Originally Posted by
CO_Nonrev_elite
While it makes me throw up a little in my mouth to defend Jeff Smisek, this merger was NEVER going to be an easy one. They were two very different animals to start with, and had a dramatically different cultures. I personally don't believe there was any chance of pleasing everyone, so he was doomed to be up against it no matter what happened. You cannot merge work groups that don't want to be merged without half being pissed off.
While there is definitely going to be a hangover of resentment or bitterness towards him (justified or not), the carrier of today is generally working pretty well.
The devaluation that got everyone so wound up still left them with a much better FF program than DL. I know people shout out about 80% inflation, but most of the increases were much much smaller.
It's easy to kick someone when they are down, but truthfully on-time is generally fine now, reliability is much improved, and staff are generally being how they were pre-merger (hit or miss). They are hit or miss on all the legacy carriers these days.
His mentor, Gordon Bethune, gave him the tools and training necessary to make this merger easier to digest:
1. create a plan, communicate it to everyone, stick to it
2. create a clear set of goals, deliver on them
3. take responsibility when things go wrong, then make them right
4. your employees will make or break your business - make sure they are happy and empowered to take care of your customers on your behalf
5. make sure the right people are on your team
6. deliver what you promise, but don't promise what can't be delivered
Yes, the merger went wrong, in a bad way - and much of it was technology that created the pain. The merger should have been postponed for the time period necessary to create a successor system to Fastair/Shares that both airlines would adopt, and bring both carriers to a common, updated, modern, flexible platform that could scale easily and promote user-enablement from the get-go.

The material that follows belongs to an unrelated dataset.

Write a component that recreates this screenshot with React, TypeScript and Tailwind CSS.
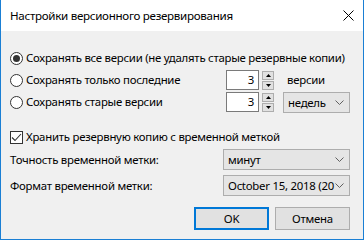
import React from "react";

function Radio({ checked }: { checked?: boolean }) {
  return (
    <span className="w-[13px] h-[13px] rounded-full border border-[#333333] bg-white flex items-center justify-center shrink-0">
      {checked && <span className="w-[7px] h-[7px] rounded-full bg-[#333333]" />}
    </span>
  );
}

function Chevron() {
  return (
    <svg width="9" height="5" viewBox="0 0 9 5" className="shrink-0">
      <path d="M0.5 0.5 L4.5 4.5 L8.5 0.5" fill="none" stroke="#606060" strokeWidth="1" />
    </svg>
  );
}

function Spin({ value }: { value: string }) {
  return (
    <div className="flex items-center">
      <div className="w-[33px] h-[20px] border border-[#7a7a7a] bg-white flex items-center justify-end pr-[4px]">
        {value}
      </div>
      <div className="ml-[3px] w-[12px] h-[19px] flex flex-col gap-[1px]">
        <div className="h-[9px] border border-[#adadad] bg-[#e1e1e1] flex items-center justify-center">
          <svg width="5" height="3" viewBox="0 0 5 3"><path d="M0 3 L2.5 0 L5 3 Z" fill="#000" /></svg>
        </div>
        <div className="h-[9px] border border-[#adadad] bg-[#e1e1e1] flex items-center justify-center">
          <svg width="5" height="3" viewBox="0 0 5 3"><path d="M0 0 L2.5 3 L5 0 Z" fill="#000" /></svg>
        </div>
      </div>
    </div>
  );
}

function Select({ text, w }: { text: string; w: string }) {
  return (
    <div className={`${w} h-[21px] border border-[#adadad] bg-[#e5e5e5] flex items-center pl-[4px] pr-[5px]`}>
      <span className="flex-1 min-w-0 whitespace-nowrap leading-[17px] mr-[3px]">{text}</span>
      <Chevron />
    </div>
  );
}

export default function App() {
  return (
    <div className="w-[364px] h-[240px] border-x border-b border-[#1a7fd4] bg-[#f0f0f0] flex flex-col text-[11.4px] tracking-[-0.25px] leading-none text-black font-['Noto_Sans','DejaVu_Sans',sans-serif]">
      <div className="h-[31px] bg-white flex items-center justify-between pl-[9px] pr-[9px] shrink-0 text-[11.6px] tracking-[-0.3px]">
        <span>Настройки версионного резервирования</span>
        <svg width="11" height="11" viewBox="0 0 11 11">
          <path d="M0.5 0.5 L10.5 10.5 M10.5 0.5 L0.5 10.5" stroke="#000" strokeWidth="1" />
        </svg>
      </div>
      <div className="flex flex-col pl-[9px] pr-[13px] pt-[16px]">
        <div className="h-[22px] flex items-center">
          <Radio checked />
          <span className="ml-[3px] whitespace-nowrap">Сохранять все версии (не удалять старые резервные копии)</span>
        </div>
        <div className="h-[22px] flex items-center">
          <div className="w-[216px] flex items-center">
            <Radio />
            <span className="ml-[3px] whitespace-nowrap">Сохранять только последние</span>
          </div>
          <Spin value="3" />
          <span className="ml-[13px]">версии</span>
        </div>
        <div className="h-[22px] flex items-center">
          <div className="w-[216px] flex items-center">
            <Radio />
            <span className="ml-[3px] whitespace-nowrap">Сохранять старые версии</span>
          </div>
          <Spin value="3" />
          <div className="ml-[9px]">
            <Select text="недель" w="w-[67px]" />
          </div>
        </div>
        <div className="h-[22px] mt-[13px] flex items-center">
          <span className="w-[13px] h-[13px] border border-[#333333] bg-white flex items-center justify-center shrink-0">
            <svg width="11" height="9" viewBox="0 0 11 9">
              <path d="M1 4.5 L4 7.5 L10 1" fill="none" stroke="#333" strokeWidth="1.1" />
            </svg>
          </span>
          <span className="ml-[3px] whitespace-nowrap">Хранить резервную копию с временной меткой</span>
        </div>
        <div className="h-[21px] mt-[1px] flex items-center">
          <span className="w-[213px]">Точность временной метки:</span>
          <Select text="минут" w="w-[127px]" />
        </div>
        <div className="h-[21px] mt-[5px] flex items-center">
          <span className="w-[213px]">Формат временной метки:</span>
          <Select text="October 15, 2018 (20" w="w-[127px]" />
        </div>
        <div className="h-[23px] mt-[11px] flex justify-end gap-[6px]">
          <div className="w-[75px] h-[23px] border-2 border-[#0078d7] bg-[#e1e1e1] flex items-center justify-center">OK</div>
          <div className="w-[75px] h-[23px] border border-[#adadad] bg-[#e1e1e1] flex items-center justify-center">Отмена</div>
        </div>
      </div>
    </div>
  );
}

What we're dealing with now is not merger problems, but product problems - and a leadership that is trying to scrape value out of the wrong customer while assuming the "right customer" is trapped and has no place else to go. Leadership that is still not leading, is openly hostile to customers, and who has publicly and enthusiastically stated that dropping the product to "match industry norms" is better than creating an innovative, attractive product.
This is lazy, disinterested management that is 'calling it in' while slapping spending plans around willy-nilly in an attempt to hit arbitrary metrics for the sole purpose of winning target bonuses.
Originally Posted by
Silver Fox
All that matters in corporate America is the shares are up 60%.

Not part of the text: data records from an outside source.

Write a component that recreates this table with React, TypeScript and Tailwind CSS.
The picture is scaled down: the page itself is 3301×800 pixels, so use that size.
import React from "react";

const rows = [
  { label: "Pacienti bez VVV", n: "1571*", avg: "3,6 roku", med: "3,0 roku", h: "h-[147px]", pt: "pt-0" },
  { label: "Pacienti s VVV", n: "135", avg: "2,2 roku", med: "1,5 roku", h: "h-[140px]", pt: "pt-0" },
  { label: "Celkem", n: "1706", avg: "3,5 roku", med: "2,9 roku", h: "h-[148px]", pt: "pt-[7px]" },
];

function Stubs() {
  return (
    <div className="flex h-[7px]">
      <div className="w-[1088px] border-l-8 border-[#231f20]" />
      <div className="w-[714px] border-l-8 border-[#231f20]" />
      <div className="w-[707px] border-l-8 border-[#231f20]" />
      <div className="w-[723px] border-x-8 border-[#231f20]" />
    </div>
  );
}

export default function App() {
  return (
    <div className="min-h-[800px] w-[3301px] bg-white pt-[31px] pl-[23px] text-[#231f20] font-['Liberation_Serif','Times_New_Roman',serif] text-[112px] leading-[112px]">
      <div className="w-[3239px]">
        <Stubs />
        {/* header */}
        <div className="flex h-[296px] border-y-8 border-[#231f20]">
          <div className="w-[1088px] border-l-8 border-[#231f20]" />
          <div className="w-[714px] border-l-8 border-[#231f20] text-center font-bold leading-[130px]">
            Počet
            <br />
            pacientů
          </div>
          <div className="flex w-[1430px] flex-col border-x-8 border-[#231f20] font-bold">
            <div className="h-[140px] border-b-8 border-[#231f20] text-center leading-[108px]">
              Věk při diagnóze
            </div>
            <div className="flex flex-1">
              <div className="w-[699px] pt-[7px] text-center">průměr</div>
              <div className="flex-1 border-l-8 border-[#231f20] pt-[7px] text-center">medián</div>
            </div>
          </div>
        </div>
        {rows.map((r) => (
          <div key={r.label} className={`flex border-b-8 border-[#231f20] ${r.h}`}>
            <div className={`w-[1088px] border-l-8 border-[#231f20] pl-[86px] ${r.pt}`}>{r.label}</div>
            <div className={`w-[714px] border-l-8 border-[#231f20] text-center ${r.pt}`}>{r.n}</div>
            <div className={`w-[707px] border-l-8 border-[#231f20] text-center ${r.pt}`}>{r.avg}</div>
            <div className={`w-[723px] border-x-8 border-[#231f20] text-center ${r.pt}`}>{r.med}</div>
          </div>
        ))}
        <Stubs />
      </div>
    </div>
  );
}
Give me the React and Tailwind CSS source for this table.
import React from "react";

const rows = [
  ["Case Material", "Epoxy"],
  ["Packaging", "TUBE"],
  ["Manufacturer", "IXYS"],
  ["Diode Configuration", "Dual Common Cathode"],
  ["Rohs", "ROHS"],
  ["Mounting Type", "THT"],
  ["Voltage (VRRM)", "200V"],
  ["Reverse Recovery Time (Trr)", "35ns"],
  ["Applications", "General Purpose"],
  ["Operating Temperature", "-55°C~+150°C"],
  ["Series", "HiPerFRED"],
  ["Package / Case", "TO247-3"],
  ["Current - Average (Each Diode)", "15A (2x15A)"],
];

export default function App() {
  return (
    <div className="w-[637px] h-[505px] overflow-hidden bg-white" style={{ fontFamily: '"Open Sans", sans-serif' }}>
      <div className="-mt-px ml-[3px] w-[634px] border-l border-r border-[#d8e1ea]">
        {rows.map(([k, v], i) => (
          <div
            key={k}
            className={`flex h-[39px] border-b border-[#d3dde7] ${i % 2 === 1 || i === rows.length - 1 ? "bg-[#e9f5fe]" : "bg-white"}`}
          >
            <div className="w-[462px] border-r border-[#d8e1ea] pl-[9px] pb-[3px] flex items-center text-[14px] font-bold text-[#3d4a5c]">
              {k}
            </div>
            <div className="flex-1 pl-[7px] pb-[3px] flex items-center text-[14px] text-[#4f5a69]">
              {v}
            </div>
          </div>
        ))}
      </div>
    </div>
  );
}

Most investors don't know what they're doing - smart money is made by smart investors who short-sell stupidity and buy on panic.
There are no fundamental reasons why UA as a business is deserving of such a share increase and in the last calls with analysts, they started taking management to task on its failures.
Smart investors never buy airline stocks (or start their own airlines)...US based airlines never make money in the long run - it's a never-ending cycle of feast and famine that in the end is just a return to the mean, and the mean=loss. It's like playing games in a casino in the most efficient way possible - in the end, you'll still lose everything even if you've made some decent runs along the way....the money just slowly bleeds away to the house edge.